As a long-time exporter of flow data from edge devices, I've run into the issue of data underuse. I usually export from edge devices: WAN routers & firewalls. I've not personally found too much use in exporting flow data from core devices, as that's rarely where I need to do flow analysis. The edge devices have been the key in my experience, answering questions such as:
- Who's using all the bandwidth?
- How long has a given flow been alive?
- What's the traffic mix look like across this link?
What occurs to me is that I usually only look at flow data when I've got a problem, most often when a link is saturated and I need to quickly nail down the culprit. That said, I know that's a waste of interesting historical data, if only I'd take the time to look at it. There's just so much of it to plow through, that I usually don't take the time. It seems like there's always so many more pressing things to do that I don't take the time to make large chunks of historical flow data digestible.

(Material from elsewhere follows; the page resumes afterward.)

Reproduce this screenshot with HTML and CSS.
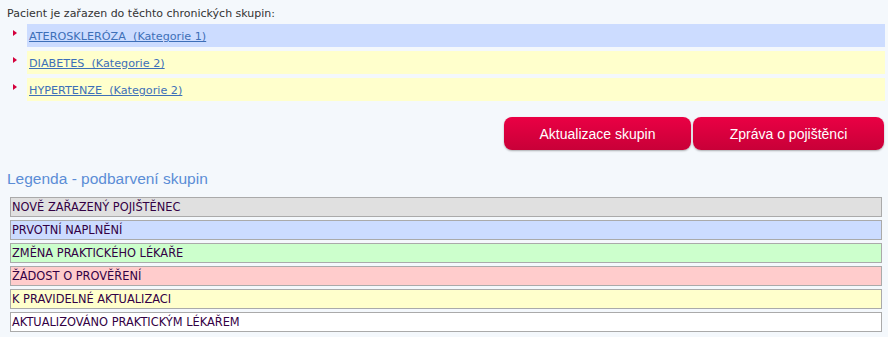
FILE: index.html
```
<html>
    <head>
        <meta charset="UTF-8">
        <title>Chronické skupiny</title>
        <link rel="stylesheet" href="styles.css">
    </head>
    <body>
        <div id="container">
            <p class="intro">Pacient je zařazen do těchto chronických skupin:</p>
            <ul class="groups">
                <li><span class="arrow"></span><div class="group blue"><a href="#">ATEROSKLERÓZA&nbsp; (Kategorie 1)</a></div></li>
                <li><span class="arrow"></span><div class="group yellow"><a href="#">DIABETES&nbsp; (Kategorie 2)</a></div></li>
                <li><span class="arrow"></span><div class="group yellow"><a href="#">HYPERTENZE&nbsp; (Kategorie 2)</a></div></li>
            </ul>
            <div class="buttons">
                <button class="btn" id="update">Aktualizace skupin</button>
                <button class="btn" id="report">Zpráva o pojištěnci</button>
            </div>
            <h2 class="legend-title">Legenda - podbarvení skupin</h2>
            <div class="legend">
                <div class="item grey">NOVĚ ZAŘAZENÝ POJIŠTĚNEC</div>
                <div class="item blue">PRVOTNÍ NAPLNĚNÍ</div>
                <div class="item green">ZMĚNA PRAKTICKÉHO LÉKAŘE</div>
                <div class="item red">ŽÁDOST O PROVĚŘENÍ</div>
                <div class="item yellow">K PRAVIDELNÉ AKTUALIZACI</div>
                <div class="item white">AKTUALIZOVÁNO PRAKTICKÝM LÉKAŘEM</div>
            </div>
        </div>
    </body>
</html>
```
FILE: styles.css
```
body {
    margin: 0;
    background-color: #f4f8fc;
    font-family: Tahoma, "DejaVu Sans", sans-serif;
    font-size: 11px;
    color: #333333;
}
#container {
    padding: 6px 3px 0 7px;
}
.intro {
    margin: 0;
    line-height: 15px;
}
.groups {
    list-style: none;
    margin: 3px 0 0 0;
    padding: 0;
}
.groups li {
    display: flex;
    align-items: flex-start;
    margin-bottom: 4px;
}
.arrow {
    width: 0;
    height: 0;
    margin: 6px 10px 0 6px;
    border-top: 3px solid transparent;
    border-bottom: 3px solid transparent;
    border-left: 4px solid #d4003c;
}
.group {
    flex: 1;
    height: 23px;
    line-height: 25px;
    padding-left: 2px;
}
.group a {
    color: #3d6fb8;
    font-size: 11.2px;
}
.blue {
    background-color: #ccdcff;
}
.yellow {
    background-color: #ffffcc;
}
.grey {
    background-color: #e0e0e0;
}
.green {
    background-color: #ccffcc;
}
.red {
    background-color: #ffcccc;
}
.white {
    background-color: #ffffff;
}
.buttons {
    display: flex;
    justify-content: flex-end;
    gap: 2px;
    margin-top: 16px;
    padding-right: 1px;
}
.btn {
    height: 33px;
    border: none;
    border-radius: 8px;
    background: linear-gradient(#ea0044, #c80038);
    color: white;
    font-family: "Liberation Sans", Arial, sans-serif;
    font-size: 14px;
    box-shadow: 0 1px 2px rgba(0, 0, 0, 0.3);
}
#update {
    width: 187px;
}
#report {
    width: 191px;
}
.legend-title {
    margin: 20px 0 9px 0;
    font-family: "Liberation Sans", Arial, sans-serif;
    font-weight: normal;
    font-size: 15.5px;
    color: #5b8dd6;
}
.legend {
    display: flex;
    flex-direction: column;
    gap: 3px;
    margin-left: 3px;
    margin-right: 3px;
}
.legend .item {
    height: 18px;
    line-height: 19px;
    border: 1px solid #aaaaaa;
    padding-left: 1px;
    font-size: 11.4px;
    color: #330044;
}
```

To kick off a discussion, I'm curious to hear the answer to a few questions.
- Other than troubleshooting, how do you make use of your flow data?
- How often do you look at flow data summaries, and in what form (on-demand via HTML form, automated reporting, CLI top-talkers, etc.)?
- Summaries have the side effect of masking more granular data, i.e. smaller flows that might be interesting. In your view, is this a concern, and if so, how do you work around it?
- How old does flow data have to get before it's no longer useful? For the sake of SQL, I was only keeping 7 days worth of flow data in NTA, assuming that it would be very unlikely I'd need to go back further than that. That was true most of the time, but there were times I wished I could dig back further.